Following the dominant use of the roads for domestic passengers and freight movement, Nigeria is losing a whooping N250 billion annually in value of its roads assets and motor vehicle operating costs, Prof. Damidele Badejo has said.
The university don stated this while delivering a paper titled: “Transport Infrastructure and Smart City Development in Nigeria,” at the just concluded second annual summit of the Chartered Institute of Transport Administration of Nigeria (CIOTA) held in Abuja.
Badejo, who is of the Department of Geography, Faculty of Social Science, Olabisi Onabanjo University Ago-Iwoye, Ogun State, added that Lagos state was suffering far greater losses than other states because of the commercial activity in the state.
“The road mode is the dominant mode of transportation in Lagos, it accounts for about 95 per cent of all movements by transportation both for goods, passengers and services. Transportation in Lagos state can therefore be described as unimodal, predominantly used by cars, buses, motorcyclists, bicycle and pedestrians.
“Furthermore, the strategic road network in Lagos can be described as primary, distributor and collector roads that more than 650km. Available information indicated that more than 300,000 vehicle and over 400,000 motorcycle are registered annually in Lagos, with very high deteriorating and depreciating rate,” he said.
He stated the challenges associated with road transportation system in Lagos is very glaring in the daily commuting of over 10 million passengers between Lagos Mainland and Lagos Island using about 60,000 unregulated mini and midi informal buses, which are operated predominantly by the private sector in addition to less than 1000 BRT buses in use.
The university don said smart transport infrastructure should be designed to be valuable.
Badejo said a smart city would change the governance of a city as it influences the cooperation among stakeholders acting in the transport field.
“Smart city, smart transport and smart transport infrastructure appears to be a promising evolution but can also bring about potential reinforcing inequalities segregation effects.

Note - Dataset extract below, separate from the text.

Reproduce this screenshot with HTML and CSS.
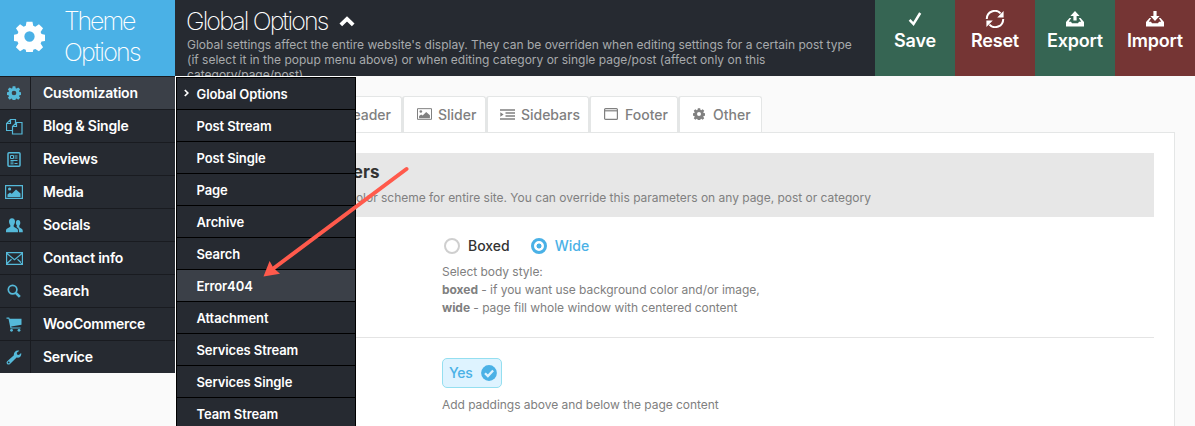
FILE: index.html
```html
<!DOCTYPE html>
<html lang="en">
<head>
<meta charset="utf-8">
<title>Theme Options</title>
<link rel="stylesheet" href="styles.css">
</head>
<body>
<svg class="defs" width="0" height="0" aria-hidden="true">
  <symbol id="gear" viewBox="0 0 24 24"><path fill="currentColor" fill-rule="evenodd" d="M9.7.5h4.6l.6 3.2 1.6.7 2.8-1.900 3.200 3.200-1.900 2.800.7 1.600 3.200.6v4.600l-3.200.6-.7 1.600 1.900 2.800-3.200 3.200-2.800-1.900-1.600.7-.6 3.200H9.700l-.6-3.200-1.600-.7-2.800 1.900-3.200-3.200 1.900-2.800-.7-1.600-3.200-.6v-4.600l3.200-.6.7-1.600L1.500 5.700l3.200-3.200 2.800 1.900 1.600-.7zM12 8a4 4 0 1 0 0 8 4 4 0 0 0 0-8z"/></symbol>
  <symbol id="image" viewBox="0 0 18 14"><path fill="none" stroke="currentColor" stroke-width="1.200" d="M.6.6h16.800v12.800H.6z"/><path fill="currentColor" d="M2.500 12V9.500L5 7.500l1.800 1.300L11 4.500l4.500 4V12z"/><circle cx="4.600" cy="4" r="1.600" fill="currentColor"/></symbol>
</svg>
<header class="header">
  <div class="brand">
    <svg class="brand-icon" width="31" height="31"><use href="#gear"/></svg>
    <div class="brand-name"><span class="tight">Theme</span><span>Options</span></div>
  </div>
  <div class="intro">
    <h1 class="title"><span>Global Options</span><svg width="16" height="11" viewBox="0 0 16 11"><path d="M1.800 8.800l6.200-6 6.200 6" fill="none" stroke="#fff" stroke-width="3.800"/></svg></h1>
    <p class="desc">Global settings affect the entire website's display. They can be overriden when editing settings for a certain post type<br>(if select it in the popup menu above) or when editing category or single page/post (affect only on this<br>category/page/post)</p>
  </div>
  <div class="actions">
    <div class="action green"><svg width="20" height="18" viewBox="0 0 20 18"><path d="M4.600 9.800l3.900 4.200 6.700-11" fill="none" stroke="#fff" stroke-width="2.500"/></svg><span>Save</span></div>
    <div class="action red"><svg width="20" height="18" viewBox="0 0 20 18"><path d="M1.800 9A8 8 0 0 1 15.600 3.400M18.200 9A8 8 0 0 1 4.400 14.600" fill="none" stroke="#fff" stroke-width="2"/><path d="M18.600 1v6.400h-6.400zM1.400 17v-6.400h6.400z" fill="#fff"/></svg><span>Reset</span></div>
    <div class="action green"><svg width="20" height="18" viewBox="0 0 20 18"><path d="M10 1L5.400 6h3v4.500h3.200V6h3zM4.500 8L1 12v4.600h18V12l-3.500-4h-1.700l2.400 3.700H14l-1 1.600H7l-1-1.600H3.800L6.200 8z" fill="#fff"/></svg><span>Export</span></div>
    <div class="action red"><svg width="20" height="18" viewBox="0 0 20 18"><path d="M10 11L5.400 6h3V1h3.200v5h3zM4.500 8L1 12v4.600h18V12l-3.500-4h-1.700l2.400 3.700H14l-1 1.600H7l-1-1.600H3.800L6.200 8z" fill="#fff"/></svg><span>Import</span></div>
  </div>
</header>
<div class="body">
  <nav class="sidebar">
    <a class="item active"><i><svg width="14" height="14"><use href="#gear"/></svg></i><span>Customization</span></a>
    <a class="item"><i><svg width="17" height="17" viewBox="0 0 17 17"><path d="M6.500 12.500H.5V5.500L4.500 1.500H9.500V5M4.500 1.500V5.500H.5M6.500 8.500L10.500 4.500H16V16H6.500zM10.500 4.500V8.500H6.500" fill="none" stroke="currentColor" stroke-width="1.200"/></svg></i><span>Blog &amp; Single</span></a>
    <a class="item"><i><svg width="14" height="15" viewBox="0 0 14 15"><rect x="1" y=".8" width="12" height="13.400" rx="1" fill="none" stroke="currentColor" stroke-width="1.500"/><path d="M3.500 3.500h3v3h-3zM7.500 4h3M7.500 6h3M3.500 8.500h7M3.500 10h3M7.500 11.500h3M3.500 11.800h3" fill="none" stroke="currentColor"/></svg></i><span>Reviews</span></a>
    <a class="item"><i><svg width="18" height="14"><use href="#image"/></svg></i><span>Media</span></a>
    <a class="item"><i><svg width="17" height="15" viewBox="0 0 17 15"><path fill="currentColor" d="M6 .3c2 0 3 1.400 3 3.200 0 1.600-.6 2.700-1.300 3.600v1.600l3.500 2c.7.400.8 1.300.8 3.500H0c0-2.200.1-3.100.8-3.500l3.500-2V7.100C3.600 6.200 3 5.100 3 3.500 3 1.700 4 .3 6 .3zM12 2c1.600 0 2.300 1.200 2.300 2.700 0 1.300-.4 2.100-1 2.800v1.700l2.700 1.700c.6.400.8 1.400.8 3.300H13c0-2.500-.3-3.700-1.200-4.300L10.200 8.800l.7-.4v-.9c-.6-.7-1-1.500-1-2.800C9.900 3.200 10.500 2 12 2z"/></svg></i><span>Socials</span></a>
    <a class="item"><i><svg width="17" height="13" viewBox="0 0 17 13"><path d="M.6.6h15.800v11.800H.6zM1 1.500l7.500 6.200L16 1.500M1 11.500l4.500-4.200M16 11.500l-4.500-4.200" fill="none" stroke="currentColor" stroke-width="1.200"/></svg></i><span>Contact info</span></a>
    <a class="item"><i><svg width="14" height="14" viewBox="0 0 14 14"><circle cx="5.600" cy="5.600" r="4.300" fill="none" stroke="currentColor" stroke-width="1.700"/><path d="M8.800 8.800l4 4" stroke="currentColor" stroke-width="2.600"/></svg></i><span>Search</span></a>
    <a class="item"><i><svg width="16" height="15" viewBox="0 0 16 15"><path fill="currentColor" d="M.5.500h2.700l.5 1.300H15.500v6L5.200 9.400l.3 1.200H14.500v1H4.500L2.500 1.700h-2z"/><circle cx="5.500" cy="13.300" r="1.400" fill="currentColor"/><circle cx="13" cy="13.300" r="1.400" fill="currentColor"/></svg></i><span>WooCommerce</span></a>
    <a class="item"><i><svg width="16" height="15" viewBox="0 0 16 15"><path fill="currentColor" fill-rule="evenodd" d="M13.300.7L10.800 2.800l.2 1.800 1.900.4 2.200-1.900c.8 2.500-1.400 5.300-4.500 4.500L4 13.900c-.9.900-2.200.7-2.900 0-.7-.7-.8-1.900.1-2.700L7.900 5.200C7.300 2 10.400-.4 13.300.7zM2.700 11.500a.9.900 0 1 0 0 1.800.9.900 0 0 0 0-1.800z"/></svg></i><span>Service</span></a>
  </nav>
  <main class="main">
    <div class="tabs">
      <div class="tab first"><span>Header</span></div>
      <div class="tab slider"><svg width="15" height="12"><use href="#image"/></svg><span>Slider</span></div>
      <div class="tab sidebars"><svg width="15" height="11" viewBox="0 0 15 11"><path d="M0 1h15M5.500 4h9.500M5.500 7h9.500M0 10h15" stroke="currentColor" stroke-width="1.600"/><path d="M.3 3.200L3.600 5.500.3 7.800z" fill="currentColor"/></svg><span>Sidebars</span></div>
      <div class="tab footer"><svg width="14" height="12" viewBox="0 0 14 12"><rect x=".6" y=".6" width="12.800" height="10.800" rx="1" fill="none" stroke="currentColor" stroke-width="1.200"/><path d="M1 2.800h12" stroke="currentColor" stroke-width="1.200"/></svg><span>Footer</span></div>
      <div class="tab other"><svg width="12" height="12"><use href="#gear"/></svg><span>Other</span></div>
    </div>
    <section class="panel">
      <div class="section-head">
        <h2>Body parameters</h2>
        <p>Select body style &amp; color scheme for entire site. You can override this parameters on any page, post or category</p>
      </div>
      <div class="field">
        <div class="radios">
          <span class="radio"></span><span class="opt">Boxed</span>
          <span class="radio on"></span><span class="opt on">Wide</span>
        </div>
        <p class="hint">Select body style:<br><b>boxed</b> - if you want use background color and/or image,<br><b>wide</b> - page fill whole window with centered content</p>
      </div>
      <div class="field last">
        <div class="switch"><span>Yes</span><svg width="16" height="16" viewBox="0 0 16 16"><circle cx="8" cy="8" r="7.900" fill="#4ab1e6"/><path d="M4 8.200l2.900 2.900 5.200-5.600" fill="none" stroke="#def3ff" stroke-width="2.300"/></svg></div>
        <p class="hint">Add paddings above and below the page content</p>
      </div>
    </section>
  </main>
  <div class="popup">
    <a class="entry"><svg class="mark" width="5" height="8" viewBox="0 0 5 8"><path d="M.8 1l3 3-3 3" fill="none" stroke="#fff" stroke-width="1.700"/></svg><span>Global Options</span></a>
    <a class="entry">Post Stream</a>
    <a class="entry">Post Single</a>
    <a class="entry">Page</a>
    <a class="entry">Archive</a>
    <a class="entry">Search</a>
    <a class="entry hover">Error404</a>
    <a class="entry">Attachment</a>
    <a class="entry">Services Stream</a>
    <a class="entry">Services Single</a>
    <a class="entry">Team Stream</a>
  </div>
  <svg class="arrow" width="150" height="116" viewBox="0 0 150 116"><path d="M146.500 5L14 104" stroke="#ff5a4c" stroke-width="4" stroke-linecap="round"/><path d="M3.500 112.500L9.600 97l3.900 7 6.500 5.800z" fill="#ff5a4c"/></svg>
</div>
</body>
</html>
```
FILE: styles.css
```css
* { box-sizing: border-box; }
body { margin: 0; width: 1195px; height: 426px; overflow: hidden; background: #fafafa; font-family: Inter, "Liberation Sans", sans-serif; color: #808080; }
h1, h2, p { margin: 0; font-weight: normal; }
svg { display: block; flex: none; }
.defs { position: absolute; }
.header { display: flex; height: 76px; background: #262a31; color: #fff; }
.brand { display: flex; width: 175px; background: #4ab1e6; padding: 6px 0 0 14px; }
.brand-icon { margin-top: 15px; }
.brand-name { display: flex; flex-direction: column; align-items: flex-start; margin-left: 19px; font-size: 25px; line-height: 31px; font-weight: 250; letter-spacing: -1.7px; }
.tight { letter-spacing: -2.1px; }
.intro { width: 700px; height: 76px; overflow: hidden; padding: 5px 0 0 12px; white-space: nowrap; }
.title { display: flex; align-items: center; gap: 12px; margin-left: -1px; font-size: 25px; line-height: 32px; font-weight: 250; letter-spacing: -1.88px; }
.desc { color: #a8aaad; font-size: 12px; line-height: 15px; }
.actions { display: flex; }
.action { width: 80px; display: flex; flex-direction: column; align-items: center; padding-top: 10px; font-size: 18px; line-height: 26px; font-weight: 600; letter-spacing: -0.2px; }
.green { background: #366553; }
.red { background: #753534; }
.body { position: relative; display: flex; height: 350px; overflow: hidden; }
.sidebar { width: 175px; height: 297px; background: #262a31; }
.item { display: flex; height: 33px; border-top: 1px solid #191b20; color: #fff; font-size: 14px; font-weight: 600; line-height: 32px; letter-spacing: -0.24px; }
.item i { display: flex; align-items: center; justify-content: center; width: 31px; padding-right: 2px; border-right: 1px solid #191b20; color: #55b9d9; }
.item span { padding-left: 12px; }
.active { background: #3b4048; }
.main { width: 979px; margin-left: 21px; padding-top: 20px; white-space: nowrap; }
.tabs { display: flex; height: 37px; padding-left: 100px; }
.tab { position: relative; display: flex; align-items: center; height: 36px; border: 1px solid #e4e6e6; border-bottom: 0; border-left-width: 2px; border-radius: 3px 3px 0 0; background: #fff; padding-bottom: 1px; font-size: 14px; font-weight: 500; }
.first { width: 106px; justify-content: flex-end; padding-right: 10px; }
.slider { width: 84px; padding-left: 13px; gap: 6px; }
.sidebars { width: 103px; padding-left: 12px; gap: 6px; letter-spacing: -0.03px; }
.footer { width: 89px; padding-left: 13px; gap: 7px; }
.other { width: 84px; padding-left: 13px; gap: 8px; }
.panel { height: 300px; margin-top: -1px; border: 1px solid #e4e6e6; background: #fff; padding: 20px 20px 0; }
.section-head { height: 64px; background: #e7e7e7; padding: 7px 0 0 20px; }
.section-head h2 { color: #333; font-size: 17px; line-height: 24px; font-weight: 700; }
.section-head p { font-size: 12px; line-height: 28px; letter-spacing: -0.02px; }
.field { height: 121px; padding: 18px 0 0 225px; border-bottom: 1px solid #e4e4e4; }
.last { border-bottom: 0; padding-top: 20px; }
.radios { display: flex; align-items: center; height: 20px; padding-left: 2px; }
.radio { width: 16px; height: 16px; margin-top: 1px; border: 2px solid #cfcfcf; border-radius: 50%; background: #fff; }
.radio.on { margin-left: 21px; border: 3px solid #4ab1e6; background: radial-gradient(circle, #4ab1e6 2.2px, #fff 2.8px); }
.opt { margin-left: 8px; color: #333; font-size: 14px; font-weight: 500; }
.opt.on { color: #4ab1e6; }
.hint { margin-top: 8px; font-size: 12px; line-height: 18px; letter-spacing: -0.04px; }
.switch { display: flex; align-items: center; gap: 9px; width: 60px; height: 30px; border: 1px solid #94dff0; border-radius: 5px; background: #def3ff; padding: 0 0 1px 6px; color: #4ab1e6; font-size: 14px; font-weight: 500; letter-spacing: -0.3px; }
.popup { position: absolute; left: 175px; top: 0; width: 181px; height: 360px; border-left: 1px solid #fff; border-top: 1px solid #fff; background: #000; }
.entry { display: flex; align-items: center; position: relative; height: 31px; margin: 1px 1px 0; background: #262a31; color: #fff; font-size: 13px; font-weight: 600; padding-left: 19.5px; letter-spacing: -0.1px; }
.mark { position: absolute; left: 7px; top: 11px; }
.hover { background: #3b4048; }
.arrow { position: absolute; left: 260px; top: 88px; }
```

“San Francisco is one of the top-ranked in smart mobility challenge were high vehicles ownership and congestions such that drivers in the waste an average of 150 hours every year in traffic, having realised the effect of mobility change of the efficiency of the city,” he stated.
Also speaking, Chairman of the CIOTA Summit Intellectual /Technical Committee, Prof. Innocent Ogwude, advocated competitive environment for transport sector to attract more investment in transport infrastructure.
Ogwude, added that following global trends, Nigeria had embarked on a programme of transport sector reforms since 1999 adding that the reforms were ongoing to rebuild the transport infrastructure base of the country.
He reiterated the need to create competitive environment in the transport market, which could be achieved by unbundling of the existing monopoly structure, represented by the Nigerian Railway Corporation.
Ogwude, who is also the President and Chief Consultant, Socent Management Consult Limited, said that there was need to unbundle the monopoly structure of Ministry of Works, Nigerian Inland Waterways Authority (NIWA) as well as Federal Air Port Authority of Nigeria (FAAN) to enable fair trading and enhanced private sector participation in the industry.
“Until the transport industry transforms onto a truly market economy, with legislative institutions on technical as well as economical and economic regulation adding that opportunities for innovation and technology in sustainable transport infrastructure development would remain challenged,” he said.